## Supplied information
>>>>>

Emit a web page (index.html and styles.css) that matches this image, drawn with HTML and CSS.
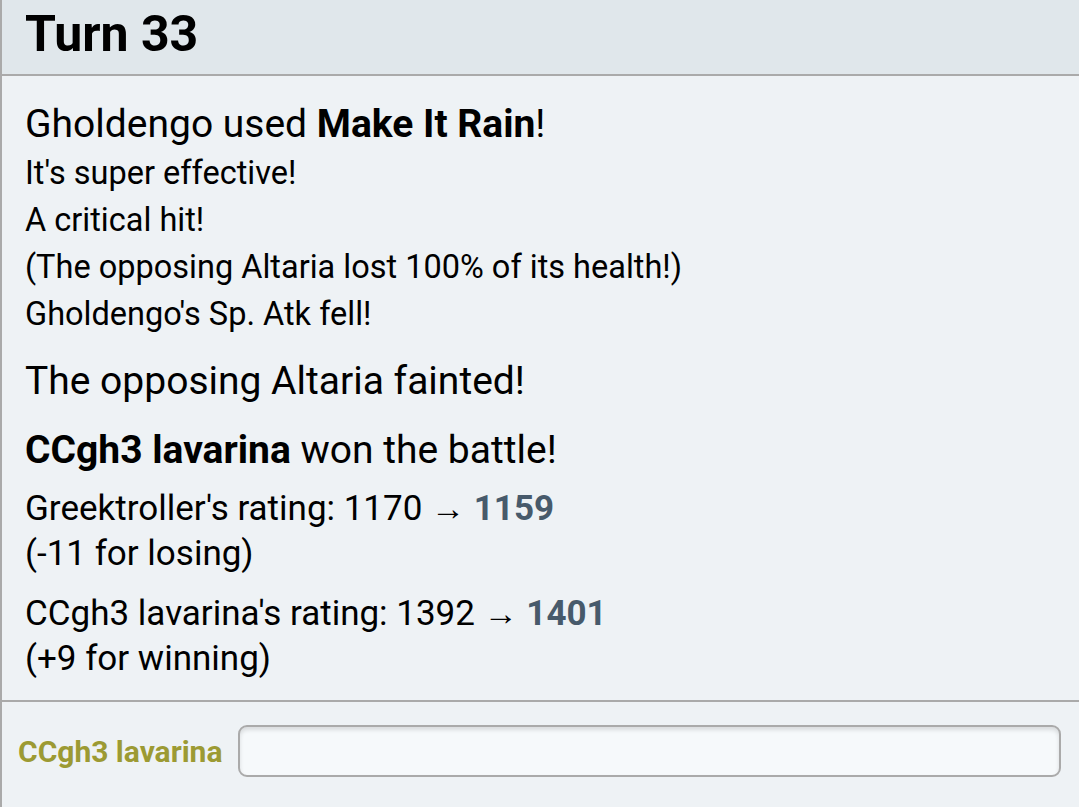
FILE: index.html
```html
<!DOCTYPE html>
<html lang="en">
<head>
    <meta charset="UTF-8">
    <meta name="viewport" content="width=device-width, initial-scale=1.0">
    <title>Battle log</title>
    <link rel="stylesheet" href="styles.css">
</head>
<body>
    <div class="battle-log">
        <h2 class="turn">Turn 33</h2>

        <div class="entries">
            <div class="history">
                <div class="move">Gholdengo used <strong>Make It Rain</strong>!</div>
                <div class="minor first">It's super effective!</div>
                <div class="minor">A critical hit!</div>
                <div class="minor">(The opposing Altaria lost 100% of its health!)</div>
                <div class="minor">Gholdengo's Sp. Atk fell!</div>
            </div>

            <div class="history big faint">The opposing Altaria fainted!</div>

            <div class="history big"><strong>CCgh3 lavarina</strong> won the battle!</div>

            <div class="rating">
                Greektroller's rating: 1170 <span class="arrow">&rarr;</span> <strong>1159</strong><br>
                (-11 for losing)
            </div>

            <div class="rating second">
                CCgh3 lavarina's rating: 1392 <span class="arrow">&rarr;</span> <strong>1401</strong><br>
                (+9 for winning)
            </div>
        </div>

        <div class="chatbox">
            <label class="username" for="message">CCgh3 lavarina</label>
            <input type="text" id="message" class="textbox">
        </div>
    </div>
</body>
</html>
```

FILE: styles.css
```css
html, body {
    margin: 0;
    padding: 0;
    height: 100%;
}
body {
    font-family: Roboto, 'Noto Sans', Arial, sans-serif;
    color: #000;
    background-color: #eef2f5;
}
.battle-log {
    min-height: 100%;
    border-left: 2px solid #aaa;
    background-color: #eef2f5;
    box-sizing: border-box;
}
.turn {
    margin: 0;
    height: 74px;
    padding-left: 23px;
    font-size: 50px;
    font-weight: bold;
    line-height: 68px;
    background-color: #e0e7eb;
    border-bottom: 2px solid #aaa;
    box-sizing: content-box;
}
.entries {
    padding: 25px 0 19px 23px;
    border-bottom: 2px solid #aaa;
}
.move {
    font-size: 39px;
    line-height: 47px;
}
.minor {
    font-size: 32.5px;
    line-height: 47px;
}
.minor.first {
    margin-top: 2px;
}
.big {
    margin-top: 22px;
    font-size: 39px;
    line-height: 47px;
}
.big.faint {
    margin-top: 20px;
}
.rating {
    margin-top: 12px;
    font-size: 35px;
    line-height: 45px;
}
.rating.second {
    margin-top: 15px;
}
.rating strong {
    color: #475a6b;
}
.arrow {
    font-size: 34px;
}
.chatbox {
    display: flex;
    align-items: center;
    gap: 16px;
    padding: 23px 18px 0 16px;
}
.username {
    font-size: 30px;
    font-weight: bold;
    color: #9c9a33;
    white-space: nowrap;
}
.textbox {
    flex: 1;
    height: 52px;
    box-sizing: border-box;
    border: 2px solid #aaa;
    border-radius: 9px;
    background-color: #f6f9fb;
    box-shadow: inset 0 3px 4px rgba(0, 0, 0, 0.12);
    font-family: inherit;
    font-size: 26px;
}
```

<<<<<

## Exercise goal
Look above for lines with the word "styles" and copy them all.

## Response
Emit a web page (index.html and styles.css) that matches this image, drawn with HTML and CSS.
    <link rel="stylesheet" href="styles.css">
FILE: styles.css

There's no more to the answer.